Postcard from Budapest #2
We’re running out of English superlatives to describe this wonderful city, so in Hungarian, mesés, mesés, mesés. We spent 6 days in Budapest, and there still wasn’t enough time to see and do everything this city has to offer. So those who just breeze through here on one of those whirlwind trips, truly miss out. We have more highlights our trip in our photo album, which includes a wonderful day of seeing some of the city’s famous buildings, museums, and parks. And a special highlight included our visit to the Széchenyi Bath, which is the largest of the world famous thermal baths of Budapest, which date back to the Romans and Turks.
The Thermal Baths
One of the things we were most looking forward to was a visit and dip in the Széchenyi Bath, which is the largest thermal bath of Budapest. For Tomatoes who love spas and wellness, (hello?) Budapest is known as the City of Healing Waters. The neo-baroque style Széchenyi Bath was built in 1913. Its thermal springs were discovered in 1879 and are the deepest and warmest thermal wells in Budapest. This is a huge complex of indoor and outdoor pools, with waters and varying temperatures. They are opened all year long, and even on a cold winter day, people enjoy the hot thermal waters. We didn’t quite know what to expect, but it was a unique experience for sure.

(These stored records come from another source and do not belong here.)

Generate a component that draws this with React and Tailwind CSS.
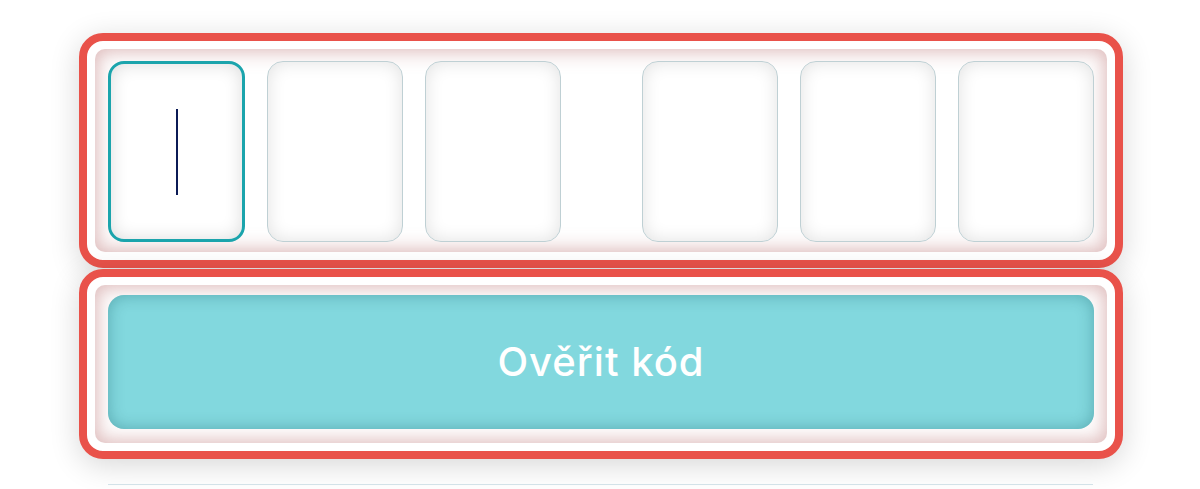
export default function App() {
  const cells = [0, 1, 2, 3, 4, 5];

  return (
    <div className="min-h-[489px] w-[1200px] bg-white pt-[33px] pl-[79px]" style={{ fontFamily: "Inter, 'Noto Sans', sans-serif" }}>
      <div className="w-[1044px]">
        {/* code cells */}
        <div className="rounded-[24px] border-[8px] border-[#e9524a] bg-white p-[8px] shadow-[0_6px_30px_rgba(0,0,0,0.16)]">
          <div className="flex justify-between rounded-[10px] bg-white px-[13px] pt-[12px] pb-[10px] shadow-[inset_0_0_18px_3px_rgba(190,120,120,0.5)]">
            {[cells.slice(0, 3), cells.slice(3)].map((group, g) => (
              <div key={g} className="flex gap-[22px]">
                {group.map((i) => (
                  <div
                    key={i}
                    className={
                      i === 0
                        ? "flex h-[181px] w-[137px] items-center justify-center rounded-[16px] border-[3px] border-[#1ba4ac] bg-white shadow-[inset_0_0_18px_rgba(0,0,0,0.14)]"
                        : "flex h-[181px] w-[136px] items-center justify-center rounded-[16px] border-[1.5px] border-[#bfd0d4] bg-white shadow-[inset_0_0_18px_rgba(0,0,0,0.12)]"
                    }
                  >
                    {i === 0 && <div className="h-[86px] w-[2px] bg-[#0b1a55]" />}
                  </div>
                ))}
              </div>
            ))}
          </div>
        </div>

        {/* submit */}
        <div className="mt-px rounded-[24px] border-[8px] border-[#e9524a] bg-white p-[8px] shadow-[0_6px_30px_rgba(0,0,0,0.16)]">
          <div className="rounded-[10px] bg-white px-[13px] pt-[10px] pb-[14px] shadow-[inset_0_0_18px_3px_rgba(190,120,120,0.5)]">
            <button className="flex h-[134px] w-full items-center justify-center rounded-[16px] bg-[#82d8de] text-[40px] font-medium tracking-[1px] text-white shadow-[inset_0_0_16px_rgba(0,70,80,0.32)]">
              Ověřit kód
            </button>
          </div>
        </div>

        <div className="mt-[25px] ml-[29px] h-px w-[985px] bg-[#d3e2e8]" />
      </div>
    </div>
  );
}
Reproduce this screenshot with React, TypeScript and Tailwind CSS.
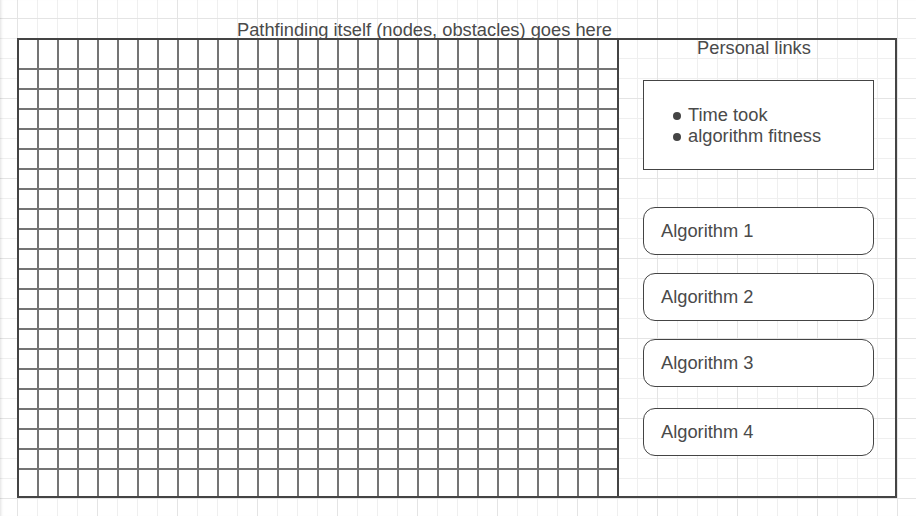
const font = "font-['Liberation_Sans','Arial',sans-serif]";

// 30 columns x 22 rows, first/last rows taller like the mockup
const COLS = 30;
const ROWS = 22;

function NodeGrid() {
  const cells = Array.from({ length: COLS * ROWS });
  return (
    <div className="w-[602px] h-[460px] border-2 border-[#444] bg-[#747474]">
      <div className="grid h-full grid-cols-[repeat(30,18px)] grid-rows-[28px_repeat(20,18px)_26px] gap-[2px]">
        {cells.map((_, i) => (
          <div key={i} className="bg-white" />
        ))}
      </div>
    </div>
  );
}

function AlgorithmButton({ label, className = "" }: { label: string; className?: string }) {
  return (
    <button
      className={`flex h-[48px] w-[231px] items-center rounded-[12px] border border-[#444] bg-white pl-[17px] text-left text-[18.3px] text-[#4a4a4a] ${className}`}
    >
      {label}
    </button>
  );
}

function SidePanel() {
  return (
    <div className="flex h-[460px] w-[278px] flex-col border-y-2 border-r-2 border-[#444] pl-[24px]">
      <div className="pr-[30px] text-center text-[18.3px] leading-[15px] text-[#4a4a4a]">
        Personal links
      </div>
      <div className="mt-[25px] h-[90px] w-[231px] border border-[#444] bg-white pl-[29px] pt-[23px]">
        {["Time took", "algorithm fitness"].map((t) => (
          <div key={t} className="flex items-start text-[18.3px] leading-[21px] text-[#4a4a4a]">
            <span className="mt-[8px] mr-[7px] h-[8px] w-[8px] shrink-0 rounded-full bg-[#444]" />
            {t}
          </div>
        ))}
      </div>
      <AlgorithmButton label="Algorithm 1" className="mt-[37px]" />
      <AlgorithmButton label="Algorithm 2" className="mt-[18px]" />
      <AlgorithmButton label="Algorithm 3" className="mt-[18px]" />
      <AlgorithmButton label="Algorithm 4" className="mt-[21px]" />
    </div>
  );
}

export default function App() {
  return (
    <div
      className={`${font} flex h-[516px] w-[916px] flex-col overflow-hidden bg-white pl-[17px] [background-image:linear-gradient(to_right,#e4e4e4_1px,transparent_1px),linear-gradient(to_bottom,#e4e4e4_1px,transparent_1px),linear-gradient(to_right,#efefef_1px,transparent_1px),linear-gradient(to_bottom,#efefef_1px,transparent_1px)] [background-size:80px_80px,80px_80px,20px_20px,20px_20px] [background-position:17px_18px,17px_18px,17px_18px,17px_18px] shadow-[inset_3px_0_3px_-2px_rgba(0,0,0,0.12)]`}
    >
      <div className="relative z-10 h-[38px] pl-[220px] pt-[19px] text-[18.3px] leading-[21px] whitespace-nowrap text-[#4a4a4a]">
        Pathfinding itself (nodes, obstacles) goes here
      </div>
      <div className="flex">
        <NodeGrid />
        <SidePanel />
      </div>
    </div>
  );
}
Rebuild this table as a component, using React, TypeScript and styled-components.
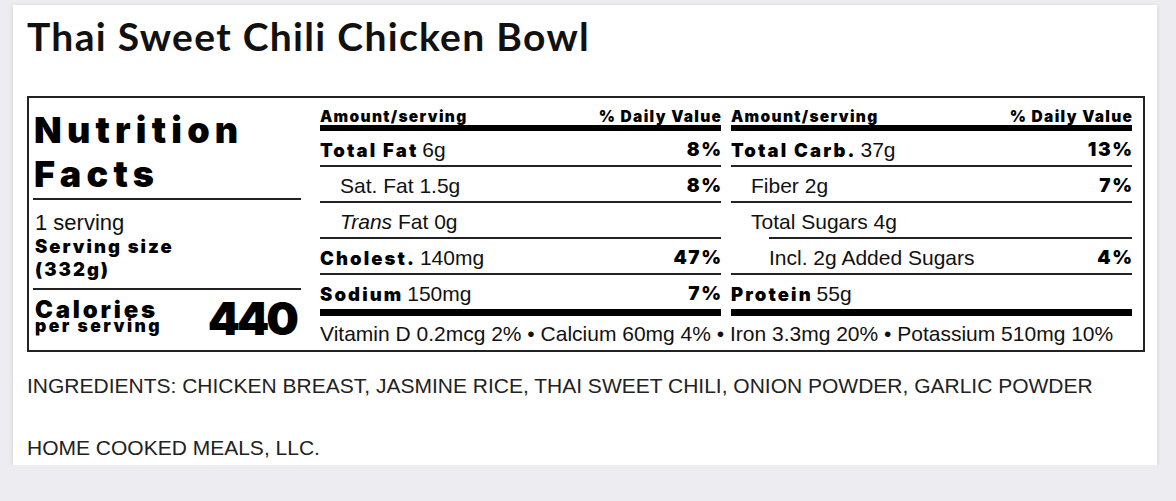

We went late in the day on Sunday afternoon, a bit past the peak time, so that it was a bit less crowded than it would normally be on a beautiful weekend. Europeans flock to these baths for their healing prosperities that proponents say can help and heal anything from joint and arthritis conditions, nervous system and skin conditions, improve your skin and much, much more. In fact, European, doctors often prescribe the thermal baths and medical insurance covers it. We should be so lucky! We felt relaxed and calmed after spending a delightful afternoon there.